A claim almost no one outside the deep technical community has heard yet, but should. A properly designed distributed network running on volunteer hardware can deliver AI inference faster than a hyperscale data center. The research is published. The benchmarks exist. The code is on GitHub. The only thing missing is the version real people actually want to use.

The reason almost nobody knows this is that the centralized providers spent the last five years building a narrative where speed is their advantage. Massive coordinated GPU clusters. Custom interconnects running at nine hundred gigabytes per second. Liquid cooling rigged into the chip package itself. The story is that AI requires concentration, that only billion-dollar facilities can deliver real performance, and that anything else is a hobby project. That story is incomplete.

Petals, an open-source academic system built by researchers from HSE University, Yandex, Hugging Face, and the University of Washington, demonstrated distributed inference of a 176-billion parameter model running on volunteer GPUs scattered across two continents. The 2022 paper reported running BLOOM-176B at roughly one step per second on consumer hardware, sufficient for interactive applications. The 2023 follow-up paper presented at EMNLP reported autoregressive generation up to 10x faster than running the same model via offloading on a single local machine, tested on Llama 2 70B and BLOOM-176B in a real geo-distributed system. The Scaleway benchmark reported Petals achieving 6x speedup in single-batch and 15x in batch-1 inference versus single A100 offloading. System requirements: 12 GB RAM client-side and 25 Mbit/s bidirectional bandwidth. The code is open source under the MIT license on GitHub. Anyone can read it, run it, fork it, build on it.

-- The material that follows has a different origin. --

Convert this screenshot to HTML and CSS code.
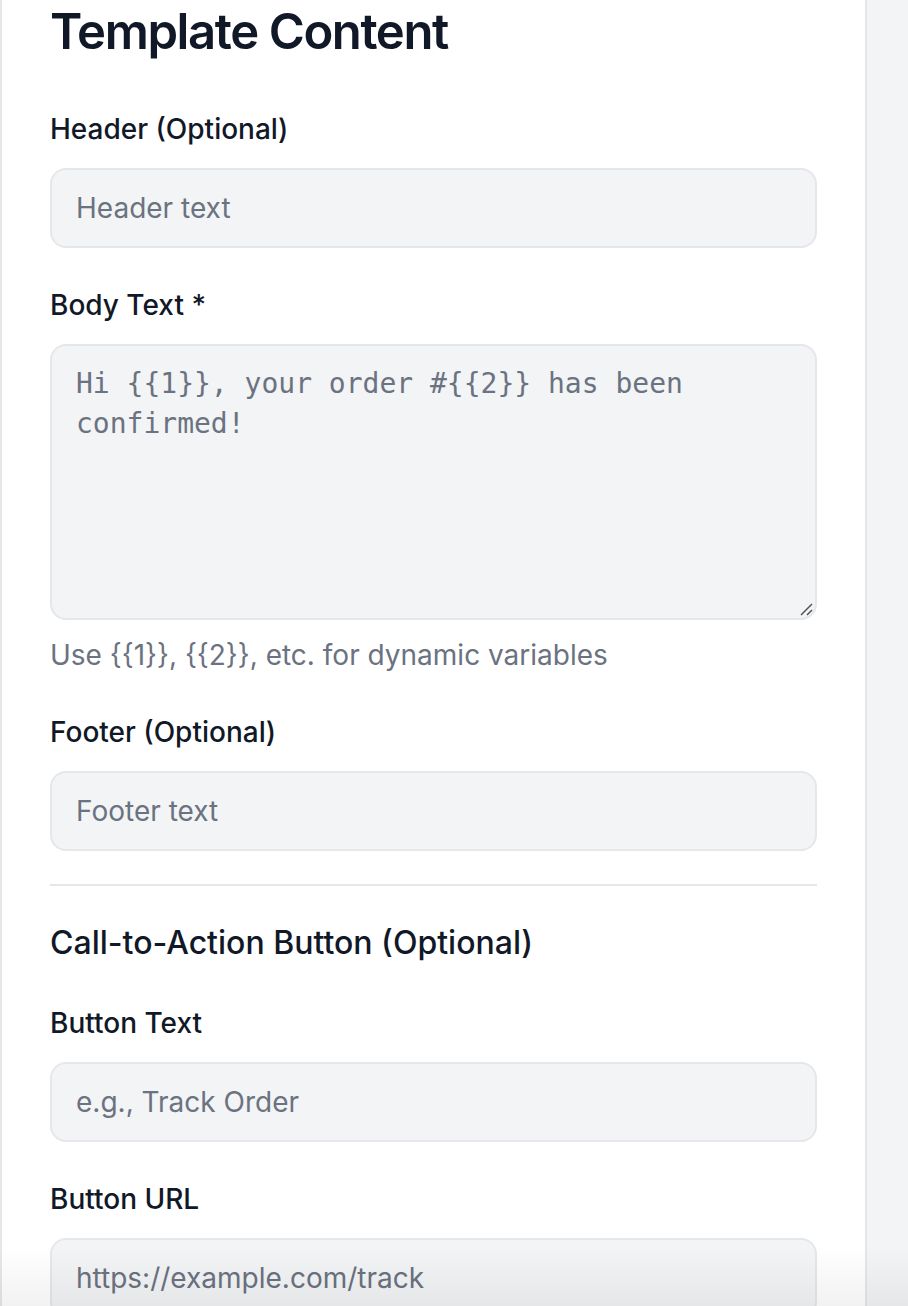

This matters because most people, when they think about AI infrastructure, picture a single building somewhere in Northern Virginia where every query in the world gets routed through a stack of expensive hardware. The reality is closer to a relay race. An inference query is not one giant indivisible task. It is a sequence of layer-by-layer math operations that can be split across machines, with each machine handling its assigned chunk and passing the result to the next runner in the chain. When the runners are well chosen and the routing is smart, the relay finishes faster than any single sprinter could.

Why Distributed Wins On Latency

The advantage shows up most clearly in two places. The first is geographic latency. When a user in Tokyo sends a query to a centralized AI service hosted in Virginia, the request travels around the world before any compute happens. The minimum physical round trip time is roughly 250 milliseconds before the system has even started thinking. A distributed network with nodes positioned globally can route the query to a capable machine in Tokyo, in Seoul, in Singapore. The round trip drops into single digits. For interactive applications like voice assistants, real-time coding tools, and agents that have to feel instant to be useful, this difference is decisive. It is not a small optimization. It is the difference between a usable product and a frustrating one.

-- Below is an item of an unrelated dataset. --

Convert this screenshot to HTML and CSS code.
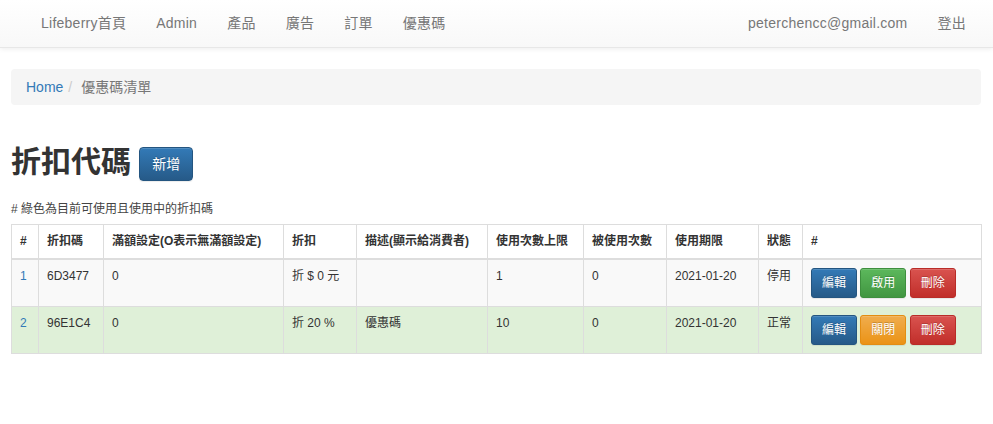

The second advantage is sheer volume. A centralized provider has finite capacity in any given facility. When demand spikes, queries pile up in queues. Wait time grows. The system slows down precisely when it matters most. A distributed network with sufficient node count keeps per-node utilization low even under heavy aggregate load, because the work is spread across an unlimited pool of contributors. The math from queueing theory says low utilization yields low queue delay, and low queue delay yields fast response. The volume argument is real and it gets stronger as the network grows.

What The Skeptics Get Wrong

The objection most often raised is that consumer internet is too slow for the inter-machine communication required for distributed inference. The objection had merit five years ago. It has weakened every quarter since. New techniques have cut the bandwidth required between machines by orders of magnitude. Quantization compresses the data passed between layers down to four bits or smaller. Speculative execution lets local devices draft responses while distributed networks verify them in batches. Pipeline parallelism with batching turns the network into something resembling a factory line where many queries flow at once. Active research closes the remaining gap.

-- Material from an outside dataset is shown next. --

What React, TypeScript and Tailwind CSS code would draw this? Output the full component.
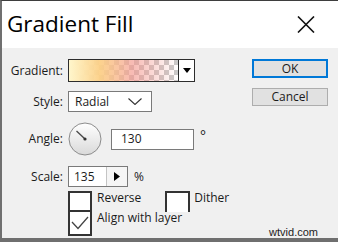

Be honest about the limits. Frontier model training still requires the tightly coupled clusters the hyperscalers operate. Some workloads with strict latency budgets and small memory footprints run better on a single high-end GPU than on a distributed graph. The point is not that distributed beats centralized at every task. The point is that distributed beats centralized at the workload that defines the AI economy at scale, which is inference, and that the technical objections to distributed inference are not what they were even three years ago.

The Scale Argument That Cannot Be Answered

The largest centralized providers run hundreds of thousands of active server instances at peak. A distributed network reaching even a small fraction of installed consumer hardware reaches into the billions of devices. Every smartphone, every laptop, every gaming console, every desktop with a modern GPU is a potential node. The hardware base for distributed infrastructure is already orders of magnitude larger than the entire global footprint of centralized AI compute. The gap is not close. It is enormous, and it grows every time someone buys a new phone.

The thing holding distributed inference back has not been the technology. The technology has been working in research environments since 2022. The bottleneck is incentives. The most successful distributed inference projects so far have been academic collaborations where volunteers donate GPUs out of curiosity or research interest. Altruism does not scale to the millions of nodes required to overtake hyperscale capacity. The networks that grew to global scale, like Bitcoin with thirteen consecutive years of uninterrupted operation and BitTorrent with over 170 million monthly active users, did so because the people running them had reason to participate. The runtime systems are ready. The coordination economics are the missing layer.

The next phase of distributed AI infrastructure is the one where the technology that already exists in academic form gets paired with economic design that makes mass participation rational. The hardware sits in homes and offices around the world. The software is open source and battle tested. The benchmarks prove it works. The only piece missing is the layer that turns volunteer participation from a hobby into a paying contribution to global infrastructure.

When that layer arrives, the latency story changes everywhere. Voice assistants stop pausing before they answer. Agents stop hanging between actions. Real time translation actually works in real time. Coding tools suggest the next line before the user finishes thinking about it. The frustration defining the first wave of consumer AI products gets resolved at the infrastructure layer rather than papered over with prompt engineering tricks. Centralized cloud cannot match this without rebuilding everything from scratch in every single metro area on Earth.

The benchmarks are published. Peer review is done. The math has been worked out. The code has shipped. Distributed AI inference can be faster than centralized AI inference. Not in theory. In benchmarks. The race is on to build the version everyone will actually use.

The reasons distributed has not yet replaced centralized are not technical. They are economic. The economics are solvable. The hardware is already deployed. The relay is faster than the sprinter for the work that matters most. The next decade rewards the side that figures out how to pay the runners.